Thoughts on the Greek Crisis (2015 edition)


The Greek crisis is a tragic gift that keeps on giving.  The Troika refuses to give up on its tried and failed formula of austerity and raising taxes.  While no one disputes that, under normal circumstances, it makes sense for a debtor to cut back on expenses and increase income in order to pay off that debt, it’s become clear to everyone that we are 5 years into a very extraordinary situation and we need new solutions.

I have two primary reactions to the way things are unfolding.  First, and very simply, it does not make sense for so much of the pain to fall on the debtor.  One of the primary motivations to force debtors to pay back debts is to ensure confidence that debts will be honored.  This serves both to encourage creditors to lend, and also to signal to future borrowers to borrow responsibly and within their means.  There is a flipside to this picture that has not been sufficiently emphasized: how do we encourage creditors lend responsibly?  There has been almost no attention paid to this aspect, both in the Euro crisis and the US financial crisis.  After all, it takes two to make a bad loan.  When that loan is made poorly, why should the borrower bear the brunt of the pain?  In Europe, alas, I fear the answer is that might makes right: since the creditors were French and German banks, the French and German governments made sure that they would be paid back.  I doubt the situation would be as dramatic if it were Greek banks lending to Greek debtors or French banks lending to French debtors.

The second reaction is to ask what if we step back and think about what is going on in “real economy” terms?  Namely, what do all the debts, defaults, and bailouts mean when we strip away the financial language and think about what it means from a real economy point of view.  After all, the point of finance is to allocate resources in the real economy.

First, the debt: because Greece is in debt, this means that the Greece must produce enough, say, olive oil, sunshine and beaches to make up for it.  The production doesn’t have to be directly for the benefit of the creditors (though there has to be a chain of people willing to pay for the production that ends at the creditors).  The key point is that if Greece is doesn’t produce enough stuff, especially stuff that (at least indirectly) are of value to its creditors, it will never be able to pay off its debts.

Next, the austerity: by cutting back on government expenditures, fewer things are being produced for the government.  This, in theory, frees up the resources that were being used to, say, staff unpopular museums and redirect them to produce olive oil, sunshine, and beaches.  But this is simplistic and ignores the two-sided nature of the economic activity: in order for production to occur, someone needs to demand it.  There isn’t enough alternative demand for Greek production to replace the government expenditures, and so the productive capacity is just sitting idle instead of working to pay off the debt.

Finally, the tax hikes: money is the ability to demand production.  In private Greek hands it would most likely be used to incite more production of olive oil, sunshine, and beaches.  But by collecting more taxes and using it to pay off debts, the Greek government is taking this ability and giving it to its creditors.  Now if the creditors were using this to buy olive oil, sunshine, and beaches then this may be productive, but since the creditors are largely foreign and at this point largely inter-governmental agencies, this is not the case.  This spawns a vicious cycle in concert with austerity: austerity decreases production for the benefit of government, and tax hikes decrease production for the benefit of the private sector.  It’s clear that this does not lead to a happy outcome.

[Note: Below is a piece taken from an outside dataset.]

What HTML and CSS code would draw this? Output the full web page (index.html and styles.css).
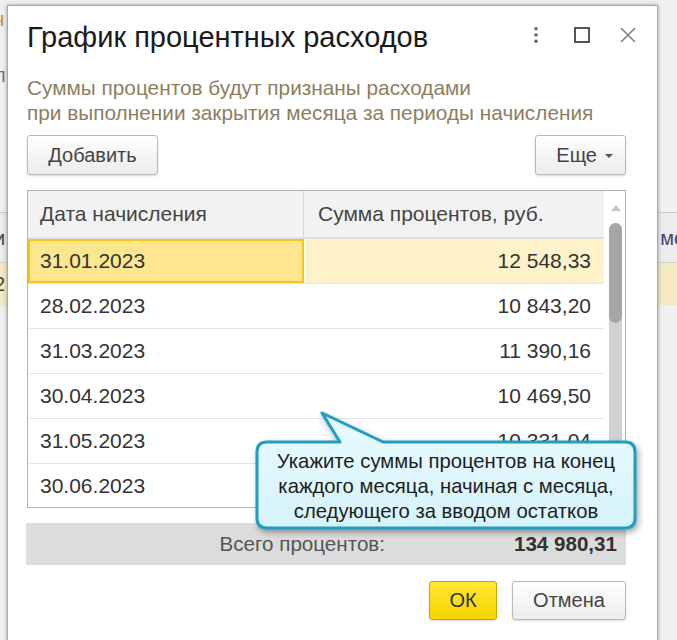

Some conclusions to draw from this thought experiment:

  • A purely financial solution to this crisis will always fail.  Something must be done to increase demand for Greek production.  Without that, there is no way out.
    • Interestingly, this is why bailouts are typically accompanied by currency devaluations.  This devaluation causes an increase in demand to counteract the austerity.  Obviously, that’s not an option in the current situation.
    • This is the biggest missed opportunity.  No attention in any of these negotiations, as far as I can tell, is being devoted to how to increase demand for Greek production.
  • One should never ever ever ever think about these things in same terms as we think about individual debts.  With individual debts, the demand for individual production typically remains constant regardless of your expenditures.  (Demand for individual production means your employability, which is reflected in your salary.  Your salary doesn’t drop when you tighten your belt to pay off your debts.)  But this is totally different from the macro-economic case of sovereign debt and austerity.

Addendum: obviously there are other aspects that I’m not discussing like the terrible tax collection situation.  These are serious problems that must also be addressed, but they are less economic and more operational/cultural in nature and so require a different kind of solution.  I also think that, while tax evasion might have helped drag Greece into the current situation, solving it alone will not come close to solving the problem.